Belki de denilebilir ki bu haksız savaşlar devam ettikçe ve buna karşı halklar direndikçe yaşatılanlar ve yaşananlar bir anlamıyla kaçınılmaz oluyor. Hadi bunu, emperyalist savaşların kuralsızlığı ve onların karakteri olarak “kabullenelim”. Ama yürekleri, vicdanları sızlatan bir durum var ki işte onun kabullenilmesi hiç mi hiç mümkün değil. Bunca katliam, bunca zulüm, bunca kıyım karşısında Batı’da ki sendikaların, bilim yuvası olarak adlandırılan üniversitelerin, demokratik kitle örgütlerinin hatta ve hatta halkların ve ezilenlerin, ötekileştirilen ulu milliyet ve inançların biricik kurtarıcısı olarak kendilerini ifadelendiren devrimci “komünist” yapılanmaların suskunluğunu, duyarsızlığını anlayıp kabullenmek mümkün değil. Kendilerini devrimci sendika olarak lanse edenler, şimdiye kadar onlarca kez şartelleri neden indirmesindi. Neden üniversiteler boykotlarla, işgallerle bu katliamları lanetlemesindi. Demokratik kitle örgütleri , meslek odaları ve tüm devrimci kurumlar neden sokakları barikatlarla örmesindi. Dahada önemlisi dağlarda neden isyan ateşleri alev alev yanmasındı. İşte bütün bunlar olmadığı ve ezilen, yok sayılan bir ulus yalnız başına bırakıldığı içindir ki devlet bu kadar pervasızlaşabiliyor.
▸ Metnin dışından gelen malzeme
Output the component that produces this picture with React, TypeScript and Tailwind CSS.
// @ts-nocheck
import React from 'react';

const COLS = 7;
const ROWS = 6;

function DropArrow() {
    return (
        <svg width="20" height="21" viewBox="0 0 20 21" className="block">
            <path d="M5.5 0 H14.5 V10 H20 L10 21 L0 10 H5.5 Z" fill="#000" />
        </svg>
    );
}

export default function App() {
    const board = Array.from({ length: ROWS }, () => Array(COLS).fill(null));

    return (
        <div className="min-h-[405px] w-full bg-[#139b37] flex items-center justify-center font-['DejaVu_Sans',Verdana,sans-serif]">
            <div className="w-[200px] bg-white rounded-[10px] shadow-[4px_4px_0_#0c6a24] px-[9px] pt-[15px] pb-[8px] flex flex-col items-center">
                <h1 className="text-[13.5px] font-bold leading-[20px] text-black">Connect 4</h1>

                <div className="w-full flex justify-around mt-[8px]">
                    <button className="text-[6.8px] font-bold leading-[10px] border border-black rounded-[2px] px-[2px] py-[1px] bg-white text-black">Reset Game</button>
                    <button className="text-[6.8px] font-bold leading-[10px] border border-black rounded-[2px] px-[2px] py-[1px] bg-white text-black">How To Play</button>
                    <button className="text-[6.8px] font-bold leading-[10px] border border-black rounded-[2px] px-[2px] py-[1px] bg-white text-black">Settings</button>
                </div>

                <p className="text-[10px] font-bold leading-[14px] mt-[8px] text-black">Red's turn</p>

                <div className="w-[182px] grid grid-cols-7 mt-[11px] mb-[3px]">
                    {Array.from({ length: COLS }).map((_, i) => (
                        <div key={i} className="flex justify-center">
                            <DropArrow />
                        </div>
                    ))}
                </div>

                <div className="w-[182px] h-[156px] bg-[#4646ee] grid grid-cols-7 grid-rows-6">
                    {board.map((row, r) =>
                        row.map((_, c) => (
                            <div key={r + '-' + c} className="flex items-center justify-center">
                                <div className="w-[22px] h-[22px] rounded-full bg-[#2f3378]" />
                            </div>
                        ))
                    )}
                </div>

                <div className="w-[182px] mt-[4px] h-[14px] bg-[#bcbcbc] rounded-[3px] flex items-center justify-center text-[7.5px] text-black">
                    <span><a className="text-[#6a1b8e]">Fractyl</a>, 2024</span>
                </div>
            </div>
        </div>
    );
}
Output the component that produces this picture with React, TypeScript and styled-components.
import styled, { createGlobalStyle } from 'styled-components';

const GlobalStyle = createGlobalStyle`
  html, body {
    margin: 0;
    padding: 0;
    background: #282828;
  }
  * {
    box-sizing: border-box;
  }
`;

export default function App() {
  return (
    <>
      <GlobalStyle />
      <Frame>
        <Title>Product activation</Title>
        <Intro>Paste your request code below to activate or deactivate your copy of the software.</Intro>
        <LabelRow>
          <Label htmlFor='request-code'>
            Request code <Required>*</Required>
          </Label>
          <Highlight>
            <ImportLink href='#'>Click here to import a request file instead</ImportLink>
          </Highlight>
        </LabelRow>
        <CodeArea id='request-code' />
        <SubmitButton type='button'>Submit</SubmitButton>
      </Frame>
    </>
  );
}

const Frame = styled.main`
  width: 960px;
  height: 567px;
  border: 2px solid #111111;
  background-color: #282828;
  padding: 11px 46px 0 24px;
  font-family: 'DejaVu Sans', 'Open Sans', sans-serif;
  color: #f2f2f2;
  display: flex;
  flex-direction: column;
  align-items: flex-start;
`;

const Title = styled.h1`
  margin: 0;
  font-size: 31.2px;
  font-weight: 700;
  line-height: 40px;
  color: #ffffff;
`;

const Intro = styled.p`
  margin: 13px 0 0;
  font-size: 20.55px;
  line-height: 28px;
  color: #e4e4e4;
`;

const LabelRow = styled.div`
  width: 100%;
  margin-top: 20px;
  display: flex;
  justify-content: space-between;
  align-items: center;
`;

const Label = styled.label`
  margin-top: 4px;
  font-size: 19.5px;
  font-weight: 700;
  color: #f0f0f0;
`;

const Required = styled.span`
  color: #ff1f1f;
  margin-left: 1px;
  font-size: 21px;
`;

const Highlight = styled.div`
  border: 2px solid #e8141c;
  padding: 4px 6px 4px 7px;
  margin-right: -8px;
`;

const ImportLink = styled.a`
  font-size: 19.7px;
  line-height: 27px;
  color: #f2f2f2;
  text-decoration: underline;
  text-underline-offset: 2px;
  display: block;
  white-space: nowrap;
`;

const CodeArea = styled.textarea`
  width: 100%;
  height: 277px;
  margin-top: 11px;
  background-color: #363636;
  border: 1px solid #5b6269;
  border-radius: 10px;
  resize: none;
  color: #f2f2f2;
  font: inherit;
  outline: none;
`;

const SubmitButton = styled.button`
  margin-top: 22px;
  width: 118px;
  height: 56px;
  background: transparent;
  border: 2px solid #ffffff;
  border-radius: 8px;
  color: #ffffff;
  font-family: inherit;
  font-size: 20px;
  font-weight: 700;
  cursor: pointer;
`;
Peki bütün bu devrimci direnişleri hayata geçirememenin önündeki engel ne? Tayyip’in yarattığı “korku” dağlarımı, yoksa milliyetçi duyguların şahlanışımı. Hangi durumla ifade edilecekse edilsin her durumda da devrimci hatta insani sorumluluklardan kaçışın ifadesidir bu. Bu olumsuzluklardan sıyrılıp, yanı başımızda katledilen, yerinden yurdundan edilenlerin yanında olmak, birlikte saf tutmak acil bir görev olarak herkesin önünde durmaktadır. Siyasi ve politik argümanlar, faşizmin bu azgın saldırılarını geri püskürtmenin önünde hiç bir biçimde engel değildir. Tarihe bir kara leke olarak geçmemek ve işlenen cinayetlere, katliamlara “ortak” olmamak adına Kürt halkıyla omuz omuza olup tarihi sorumluluklarımızı devrimin lehine çevirmek kaçınılmaz acil bir görevdir. Mazlum bir halk katliamlara maruz kalırken susmak, işlenen cinayetlerin en büyüğüdür.